As he started to establish himself in Didier Deschamps’ side, he was sent on a loan to Empoli for the 2007-08 season. He got his Serie A debut against Fiorentina and debuted in the Champions League against FC Zurich. Marchisio enjoyed a promising campaign, making an overall of 26 appearances for the club throughout the season. After coming back from his loan spell, he started to fit well into the Juventus system and went on to also become a part of the Italian Summer Olympics team in 2008.
Marcelo Lippi handed him his senior Italy debut against Switzerland in a friendly match in 2009. Being a wonderful prospect, the only problem that always remained was the fact that he was injury prone. After a dismal showing from Juventus in 2010, Marchisio was one of the stand players of the squad and one of the few who escaped criticism from the press. Even after a dismal showing by Italy in the FIFA World Cup 2010, Marchisio remained the first choice for Juventus.
During the 2011-12 season at the Juventus stadium, Marchisio was given a mammoth task of partnering both Arturo Vidal and Andrea Pirlo. Due to his understated yet eventual indispensable presence, Vidal had the license to roam forward and Pirlo had a stellar partnership with him in the centre. The high work rate of both Vidal and Marchisio also helped Pirlo to freely play as a playmaker as they covered his defensive susceptibility of his game.
Part of the Italian squad which finished as the runners up in UEFA Euro 2012, Marchisio formed a solid partnership with Daniele De Rossi in midfield.
After a solid display in Euro 2012, Marchisio was also a part of the Italian squad that won the Bronze Medal in FIFA Confederations Cup 2013. During the 2013-14 season for the club, the veteran was in competition for a place in the side with a young Frenchman, Paul Pogba. Due to injury, he missed most games of the season.
When World Cup 2014 ended up being a dismal tournament for the Azzurri, Marchisio emerged as the only bright light in national colors. Then the 2014-15 season arrived and his consistency was duly rewarded as it turned out to be a big one for him as Juventus reached the Champions League final, eventually ending up as runners up to the treble-winning Barcelona team.
Personally, Marchisio was excellent as ever and was selected in the Champions League squad of the season.
The 2015-16 season came as a big setback. Marchisio suffered an anterior cruciate ligament (ACL) injury which sidelined him and forced him to miss Euro 2016. He announced his international retirement in 2017 to make way for younger and more athletic players to take his place. However, there was no stopping the Vecchia Signora as next season was once again one to remember. However, Champions League glory deserted Italy’s finest as they were humbled by Real Madrid.

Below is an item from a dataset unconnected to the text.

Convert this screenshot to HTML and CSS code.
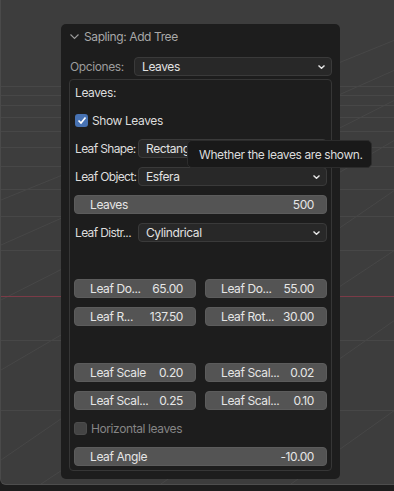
FILE: index.html
```html
<!DOCTYPE html>
<html>
<head>
<meta charset="utf-8">
<link rel="stylesheet" href="styles.css">
</head>
<body>
<div class="viewport">
  <svg class="grid" width="394" height="484" viewBox="0 0 394 484">
    <g stroke="#474747" stroke-width="1" fill="none">
      <line x1="0" y1="86.5" x2="394" y2="86.5"/>
      <line x1="0" y1="95.5" x2="394" y2="95.5"/>
      <line x1="0" y1="105.5" x2="394" y2="105.5"/>
      <line x1="0" y1="117.5" x2="394" y2="117.5"/>
      <line x1="0" y1="131.5" x2="394" y2="131.5"/>
      <line x1="0" y1="147.5" x2="394" y2="147.5"/>
      <line x1="0" y1="166.5" x2="394" y2="166.5"/>
      <line x1="0" y1="189.5" x2="394" y2="189.5"/>
      <line x1="0" y1="216.5" x2="394" y2="216.5"/>
      <line x1="0" y1="250.5" x2="394" y2="250.5"/>
      <line x1="0" y1="340.5" x2="394" y2="340.5"/>
      <line x1="0" y1="410.5" x2="394" y2="410.5"/>
      <line x1="0" y1="200" x2="394" y2="40"/>
      <line x1="0" y1="245" x2="394" y2="70"/>
      <line x1="0" y1="300" x2="394" y2="100"/>
      <line x1="0" y1="370" x2="394" y2="140"/>
      <line x1="0" y1="460" x2="394" y2="190"/>
      <line x1="40" y1="484" x2="394" y2="250"/>
      <line x1="160" y1="484" x2="394" y2="320"/>
      <line x1="290" y1="484" x2="394" y2="410"/>
    </g>
    <line x1="0" y1="296.5" x2="394" y2="296.5" stroke="#7b3b47" stroke-width="1"/>
  </svg>

  <div class="panel">
    <div class="panel-header">
      <svg class="hdr-chev" width="9" height="6" viewBox="0 0 9 6"><path d="M0.5 0.5 L4.5 4.5 L8.5 0.5" stroke="#9a9a9a" stroke-width="1.1" fill="none"/></svg>
      <span>Sapling: Add Tree</span>
    </div>
    <div class="opt-row">
      <span class="opt-label">Opciones:</span>
      <div class="dropdown"><span>Leaves</span><svg class="chev" width="7" height="4" viewBox="0 0 7 4"><path d="M0.5 0.5 L3.5 3.3 L6.5 0.5" stroke="#e6e6e6" stroke-width="1.4" fill="none"/></svg></div>
    </div>
    <div class="box">
      <div class="row"><span class="text">Leaves:</span></div>
      <div class="row"><span class="check on"><svg width="10" height="9" viewBox="0 0 10 9"><path d="M1.5 4.5 L4 7 L8.5 1.5" stroke="#fff" stroke-width="1.7" fill="none"/></svg></span><span class="text">Show Leaves</span></div>
      <div class="row"><span class="plabel">Leaf Shape:</span><div class="dropdown"><span>Rectangular</span><svg class="chev" width="7" height="4" viewBox="0 0 7 4"><path d="M0.5 0.5 L3.5 3.3 L6.5 0.5" stroke="#e6e6e6" stroke-width="1.4" fill="none"/></svg></div></div>
      <div class="row"><span class="plabel">Leaf Object:</span><div class="dropdown"><span>Esfera</span><svg class="chev" width="7" height="4" viewBox="0 0 7 4"><path d="M0.5 0.5 L3.5 3.3 L6.5 0.5" stroke="#e6e6e6" stroke-width="1.4" fill="none"/></svg></div></div>
      <div class="row"><div class="slider"><span>Leaves</span><span>500</span></div></div>
      <div class="row"><span class="plabel">Leaf Distr...</span><div class="dropdown"><span>Cylindrical</span><svg class="chev" width="7" height="4" viewBox="0 0 7 4"><path d="M0.5 0.5 L3.5 3.3 L6.5 0.5" stroke="#e6e6e6" stroke-width="1.4" fill="none"/></svg></div></div>
      <div class="row"></div>
      <div class="row two"><div class="slider"><span>Leaf Do...</span><span>65.00</span></div><div class="slider"><span>Leaf Do...</span><span>55.00</span></div></div>
      <div class="row two"><div class="slider"><span>Leaf R...</span><span>137.50</span></div><div class="slider"><span>Leaf Rot...</span><span>30.00</span></div></div>
      <div class="row"></div>
      <div class="row two"><div class="slider"><span>Leaf Scale</span><span>0.20</span></div><div class="slider"><span>Leaf Scal...</span><span>0.02</span></div></div>
      <div class="row two"><div class="slider"><span>Leaf Scal...</span><span>0.25</span></div><div class="slider"><span>Leaf Scal...</span><span>0.10</span></div></div>
      <div class="row"><span class="check off"></span><span class="text dim">Horizontal leaves</span></div>
      <div class="row"><div class="slider"><span>Leaf Angle</span><span>-10.00</span></div></div>
    </div>
  </div>

  <div class="tooltip">Whether the leaves are shown.</div>
</div>
</body>
</html>
```

FILE: styles.css
```css
* { box-sizing: border-box; }
html, body {
  margin: 0;
  padding: 0;
  width: 394px;
  height: 491px;
  overflow: hidden;
  background: #1d1d1d;
  font-family: Inter, "DejaVu Sans", sans-serif;
  font-size: 12px;
  letter-spacing: -0.4px;
}
.viewport {
  position: relative;
  width: 394px;
  height: 485px;
  background: #3d3d3d;
  border-left: 1px solid #4a4a4a;
  border-bottom: 1px solid #4e4e4e;
  border-bottom-left-radius: 6px;
  overflow: hidden;
}
.grid {
  position: absolute;
  left: 0;
  top: 0;
}
.panel {
  position: absolute;
  left: 60px;
  top: 24px;
  width: 279px;
  height: 455px;
  background: #1d1d1d;
  border-radius: 5px;
  padding: 0 8px 8px;
  display: flex;
  flex-direction: column;
}
.panel-header {
  height: 25px;
  display: flex;
  align-items: center;
  gap: 5px;
  padding-left: 1px;
  color: #a8a8a8;
}
.hdr-chev { margin-top: 1px; }
.opt-row {
  margin-top: 8px;
  height: 19px;
  display: flex;
  align-items: center;
}
.opt-label {
  flex: none;
  width: 65px;
  padding-left: 1px;
  color: #9c9c9c;
}
.dropdown {
  flex: 1;
  min-width: 0;
  height: 19px;
  background: #282828;
  border: 1px solid #3a3a3a;
  border-radius: 4px;
  display: flex;
  align-items: center;
  justify-content: space-between;
  padding: 0 6px 0 7px;
  color: #e2e2e2;
  white-space: nowrap;
}
.box {
  margin-top: 3px;
  border: 1px solid #363636;
  border-radius: 4px;
  padding: 3px 4px 4px;
  display: flex;
  flex-direction: column;
  gap: 9px;
}
.row {
  height: 19px;
  display: flex;
  align-items: center;
}
.row.two { gap: 9px; }
.text {
  color: #dcdcdc;
  padding-left: 1px;
  white-space: nowrap;
}
.text.dim { color: #858585; padding-left: 4px; }
.check {
  flex: none;
  width: 13px;
  height: 13px;
  border-radius: 3px;
  display: flex;
  align-items: center;
  justify-content: center;
}
.check.on {
  background: #4772b3;
  margin-left: 1px;
  margin-right: 3px;
}
.check.off {
  background: #444444;
  border: 1px solid #4c4c4c;
}
.plabel {
  flex: none;
  width: 64px;
  padding-left: 1px;
  color: #dcdcdc;
  white-space: nowrap;
  overflow: hidden;
  letter-spacing: -0.65px;
}
.slider {
  flex: 1 1 0;
  min-width: 0;
  height: 19px;
  background: #545454;
  border: 1px solid #5c5c5c;
  border-radius: 4px;
  display: flex;
  align-items: center;
  justify-content: space-between;
  padding: 0 12px 0 15px;
  color: #e6e6e6;
  white-space: nowrap;
}
.tooltip {
  position: absolute;
  left: 186px;
  top: 140px;
  width: 185px;
  height: 28px;
  background: #191919;
  border: 1px solid #2c2c2c;
  border-radius: 5px;
  color: #dcdcdc;
  display: flex;
  align-items: center;
  padding-left: 11px;
  white-space: nowrap;
}
```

Marchisio was mostly a spectator however, who started most matches from the bench. The 2017-18 season was again plagued with several injuries and then the big announcement came. The Juventus faithful, Claudio Marchisio decided to leave the club with mutual consent after a spell of 25 years with Juventus. He ended his love affair with the club after 294 appearances and 33 goals for the club.
After joining Zenit Saint Petersburg on a 2-year contract in September 2018, Marchisio managed 9 appearances and 2 goals for the club before injury again ended his season early. In July 2019, again with mutual consent, he terminated his contract and left the Russian giants. During his time with the club he played in the UEFA Europa League as well as won the Russian Domestic League title.
A masterful player, whose career was plagued with a number was injuries, Claudio Marchisio was often compared to Juventus and Italian midfielder Marco Tardelli by the press because of the energy, tenacious style of play and a good reading of the game. One of Marchisio’s key strengths was the ability to switch from defence to offence seamlessly after winning back the ball, while remaining tactically disciplined in either role. He used to break down the opposition’s play and quickly transitioned the ball to his create chances for his comparatively attack-minded teammates through his vision, athleticism, tackling and a good range of passing. He was also gifted with flair, agility and excellent technique with the threat of shooting by both feet from outside of the box, which made him a complete player.
The Italian finished his career with 7 Serie A titles, 1 Serie B title, 3 Supercoppa Italiano, 4 Coppa Italia and a single Russian Championship. He managed to score a total of 44 goals and assisted 48 times during the time he played for both club and country. An irreplaceable talent of all sorts, Claudio Marchisio will always be remembered as the Prince of Turin by Juventus and the Italy faithful.